Standard Insurance Company
- Company type: Subsidiary
- Industry: Insurance & Finance
- Founded: 1906; 120 years ago
- Founder: Leo Samuel
- Headquarters: Portland, Oregon, USA
- Key people: J. Gregory Ness, Executive Chair of the Board
- Number of employees: 3400
- Website: www.standard.com

= Standard Insurance Company =

American insurance company

Standard Insurance Company, also branded as The Standard, is an American insurance and financial company which is a subsidiary of StanCorp Financial Group, headquartered in Portland, Oregon. On July 23, 2015, Meiji Yasuda, a Japanese mutual insurance group, made an offer to purchase Stancorp Financial for $5 billion. The transaction was completed in the first quarter of 2016.

The Standard covers 8.5 million people (June 30, 2008) in the USA through and out of above 30,000 employers with group and individual disability insurance, group life, AD&D and dental insurance, retirement plans products and services, individual annuities. It is licensed in 49 states and Washington, DC. In New York it has Standard Life Insurance Company of New York.
The average loan-to-value ratio on new loans was 64 percent in 2008. Standard Insurance Company has maintained an “A” rating or higher from A.M. Best Company since 1928. Assets $14.56 billion (March 31, 2009).
3,400 employees in 2008. In December 2005 revenue was $2,147,500,000.

On February 24, 1906 Leo Samuel, a German immigrant, founded the Oregon Life Insurance Company. In 1946 the company name was changed to Standard Insurance Company.

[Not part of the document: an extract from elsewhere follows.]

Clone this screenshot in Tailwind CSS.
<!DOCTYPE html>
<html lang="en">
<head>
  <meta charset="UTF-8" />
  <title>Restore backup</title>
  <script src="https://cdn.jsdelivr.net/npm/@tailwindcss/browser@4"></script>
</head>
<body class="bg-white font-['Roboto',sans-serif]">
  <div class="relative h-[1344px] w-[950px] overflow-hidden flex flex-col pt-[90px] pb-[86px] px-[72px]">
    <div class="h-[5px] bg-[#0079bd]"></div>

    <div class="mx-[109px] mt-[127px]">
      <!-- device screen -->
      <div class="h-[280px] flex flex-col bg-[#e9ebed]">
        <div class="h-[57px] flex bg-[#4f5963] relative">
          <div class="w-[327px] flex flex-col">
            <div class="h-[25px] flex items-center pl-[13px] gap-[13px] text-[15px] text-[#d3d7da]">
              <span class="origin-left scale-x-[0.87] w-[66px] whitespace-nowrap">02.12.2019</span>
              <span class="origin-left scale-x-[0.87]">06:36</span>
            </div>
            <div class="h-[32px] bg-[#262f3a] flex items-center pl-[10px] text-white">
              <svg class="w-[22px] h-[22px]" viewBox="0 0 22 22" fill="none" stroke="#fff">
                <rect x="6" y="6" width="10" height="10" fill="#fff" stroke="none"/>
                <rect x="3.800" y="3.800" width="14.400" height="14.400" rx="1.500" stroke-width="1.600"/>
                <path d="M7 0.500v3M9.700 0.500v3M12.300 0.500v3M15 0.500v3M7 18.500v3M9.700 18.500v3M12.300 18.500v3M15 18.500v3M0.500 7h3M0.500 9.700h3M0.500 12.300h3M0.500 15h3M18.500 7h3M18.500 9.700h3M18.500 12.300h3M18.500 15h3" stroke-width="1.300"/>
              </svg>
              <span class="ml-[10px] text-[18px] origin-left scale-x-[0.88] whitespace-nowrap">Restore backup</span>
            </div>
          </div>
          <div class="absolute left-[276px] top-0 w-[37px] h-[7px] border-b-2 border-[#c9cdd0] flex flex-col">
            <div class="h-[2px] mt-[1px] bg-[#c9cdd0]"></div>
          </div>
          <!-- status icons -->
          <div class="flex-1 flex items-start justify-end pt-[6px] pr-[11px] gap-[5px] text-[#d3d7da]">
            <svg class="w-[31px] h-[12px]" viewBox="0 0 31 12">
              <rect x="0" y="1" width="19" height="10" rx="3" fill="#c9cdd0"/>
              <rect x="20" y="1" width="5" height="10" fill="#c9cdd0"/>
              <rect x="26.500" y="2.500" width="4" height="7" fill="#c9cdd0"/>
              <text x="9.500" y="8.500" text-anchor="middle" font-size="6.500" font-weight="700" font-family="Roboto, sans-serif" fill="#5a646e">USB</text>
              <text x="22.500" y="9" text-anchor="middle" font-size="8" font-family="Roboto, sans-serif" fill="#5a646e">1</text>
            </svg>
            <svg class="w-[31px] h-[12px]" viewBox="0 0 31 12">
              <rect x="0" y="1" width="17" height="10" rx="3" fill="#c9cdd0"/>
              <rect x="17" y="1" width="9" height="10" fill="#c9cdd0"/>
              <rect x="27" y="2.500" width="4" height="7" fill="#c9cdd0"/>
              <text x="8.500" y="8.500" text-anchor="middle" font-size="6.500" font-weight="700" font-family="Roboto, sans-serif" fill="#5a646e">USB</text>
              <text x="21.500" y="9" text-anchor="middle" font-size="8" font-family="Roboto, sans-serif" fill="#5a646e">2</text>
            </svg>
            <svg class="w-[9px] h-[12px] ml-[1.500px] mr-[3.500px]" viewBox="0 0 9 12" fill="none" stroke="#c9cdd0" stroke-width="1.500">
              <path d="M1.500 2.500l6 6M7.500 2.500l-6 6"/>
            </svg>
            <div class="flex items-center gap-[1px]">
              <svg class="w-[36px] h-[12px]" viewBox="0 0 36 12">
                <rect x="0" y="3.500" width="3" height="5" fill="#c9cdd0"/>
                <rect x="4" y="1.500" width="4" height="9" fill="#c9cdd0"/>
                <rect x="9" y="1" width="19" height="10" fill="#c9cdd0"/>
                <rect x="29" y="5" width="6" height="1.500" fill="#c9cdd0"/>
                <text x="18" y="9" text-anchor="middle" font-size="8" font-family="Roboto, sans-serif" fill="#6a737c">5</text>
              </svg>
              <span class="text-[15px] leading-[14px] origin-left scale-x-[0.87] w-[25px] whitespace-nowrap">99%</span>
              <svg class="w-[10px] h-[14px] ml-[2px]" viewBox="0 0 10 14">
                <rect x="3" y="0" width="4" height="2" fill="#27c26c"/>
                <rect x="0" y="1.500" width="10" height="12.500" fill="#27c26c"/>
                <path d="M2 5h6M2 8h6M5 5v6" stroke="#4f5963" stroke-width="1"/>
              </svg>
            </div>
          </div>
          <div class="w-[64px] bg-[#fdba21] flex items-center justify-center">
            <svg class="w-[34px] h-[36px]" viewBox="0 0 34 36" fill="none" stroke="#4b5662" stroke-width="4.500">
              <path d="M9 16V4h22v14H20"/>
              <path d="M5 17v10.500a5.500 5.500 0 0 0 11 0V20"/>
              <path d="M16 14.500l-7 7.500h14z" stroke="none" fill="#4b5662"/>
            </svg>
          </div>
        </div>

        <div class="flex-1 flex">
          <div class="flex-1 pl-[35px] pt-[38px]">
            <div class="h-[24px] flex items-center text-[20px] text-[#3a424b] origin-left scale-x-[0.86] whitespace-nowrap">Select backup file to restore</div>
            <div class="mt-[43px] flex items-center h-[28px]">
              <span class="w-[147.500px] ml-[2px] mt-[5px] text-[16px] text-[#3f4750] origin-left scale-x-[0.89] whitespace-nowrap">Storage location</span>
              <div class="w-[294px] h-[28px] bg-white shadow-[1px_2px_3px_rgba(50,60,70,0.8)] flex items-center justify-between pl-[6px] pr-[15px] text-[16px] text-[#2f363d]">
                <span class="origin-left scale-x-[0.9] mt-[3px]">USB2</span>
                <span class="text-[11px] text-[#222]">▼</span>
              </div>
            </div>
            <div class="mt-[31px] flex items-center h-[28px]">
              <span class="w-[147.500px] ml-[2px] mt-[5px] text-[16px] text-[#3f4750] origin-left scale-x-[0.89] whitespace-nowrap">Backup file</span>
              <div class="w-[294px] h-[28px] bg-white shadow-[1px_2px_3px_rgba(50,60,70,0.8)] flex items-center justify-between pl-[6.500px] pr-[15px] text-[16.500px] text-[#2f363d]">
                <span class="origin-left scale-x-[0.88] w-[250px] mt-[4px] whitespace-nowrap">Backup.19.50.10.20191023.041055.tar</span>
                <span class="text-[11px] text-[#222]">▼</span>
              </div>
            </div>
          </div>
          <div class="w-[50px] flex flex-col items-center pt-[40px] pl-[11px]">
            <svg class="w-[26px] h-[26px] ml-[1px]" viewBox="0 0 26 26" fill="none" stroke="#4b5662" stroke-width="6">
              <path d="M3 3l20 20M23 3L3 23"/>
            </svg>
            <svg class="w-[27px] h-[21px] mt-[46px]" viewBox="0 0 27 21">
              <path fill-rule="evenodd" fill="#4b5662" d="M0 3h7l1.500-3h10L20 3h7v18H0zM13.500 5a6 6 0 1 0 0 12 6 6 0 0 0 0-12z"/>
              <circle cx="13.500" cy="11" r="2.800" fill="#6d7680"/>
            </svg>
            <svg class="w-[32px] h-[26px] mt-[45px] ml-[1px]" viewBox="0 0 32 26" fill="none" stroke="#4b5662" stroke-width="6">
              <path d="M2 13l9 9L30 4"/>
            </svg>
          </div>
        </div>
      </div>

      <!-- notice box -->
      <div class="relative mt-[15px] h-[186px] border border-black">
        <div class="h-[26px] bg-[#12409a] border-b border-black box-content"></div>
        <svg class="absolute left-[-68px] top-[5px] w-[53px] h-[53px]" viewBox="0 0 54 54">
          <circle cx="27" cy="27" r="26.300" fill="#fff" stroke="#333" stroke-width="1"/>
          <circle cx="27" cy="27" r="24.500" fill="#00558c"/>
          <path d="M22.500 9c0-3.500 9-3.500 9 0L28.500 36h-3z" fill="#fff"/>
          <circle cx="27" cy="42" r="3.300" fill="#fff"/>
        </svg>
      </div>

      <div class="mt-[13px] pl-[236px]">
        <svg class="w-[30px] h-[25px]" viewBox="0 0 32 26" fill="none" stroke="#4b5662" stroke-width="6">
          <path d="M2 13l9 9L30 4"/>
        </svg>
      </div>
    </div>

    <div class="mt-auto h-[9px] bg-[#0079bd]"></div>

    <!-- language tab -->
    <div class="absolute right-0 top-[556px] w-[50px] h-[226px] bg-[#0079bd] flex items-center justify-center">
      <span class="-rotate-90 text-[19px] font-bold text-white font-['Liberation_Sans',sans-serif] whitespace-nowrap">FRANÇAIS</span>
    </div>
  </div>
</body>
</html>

In 2006, on a 100th anniversary celebration the company launched The Standard Charitable Foundation with emphasis on helping individuals and families who have experienced a loss or setback such as a major disability or the loss of a loved one.

In 2016, Standard Insurance settled a 2012 class action lawsuit in federal court naming Standard Insurance and New Mexico's General Services Division as defendants in response to denied claims after the death of the covered employee. The settlement of $2.4 million provides between $5.06 - $42.05 to the 74,505 public employees who paid for life insurance coverage through their state employment.

Standard's headquarters in Portland are located in the Standard Insurance Center. The company also has offices in Standard Plaza. It owns both buildings.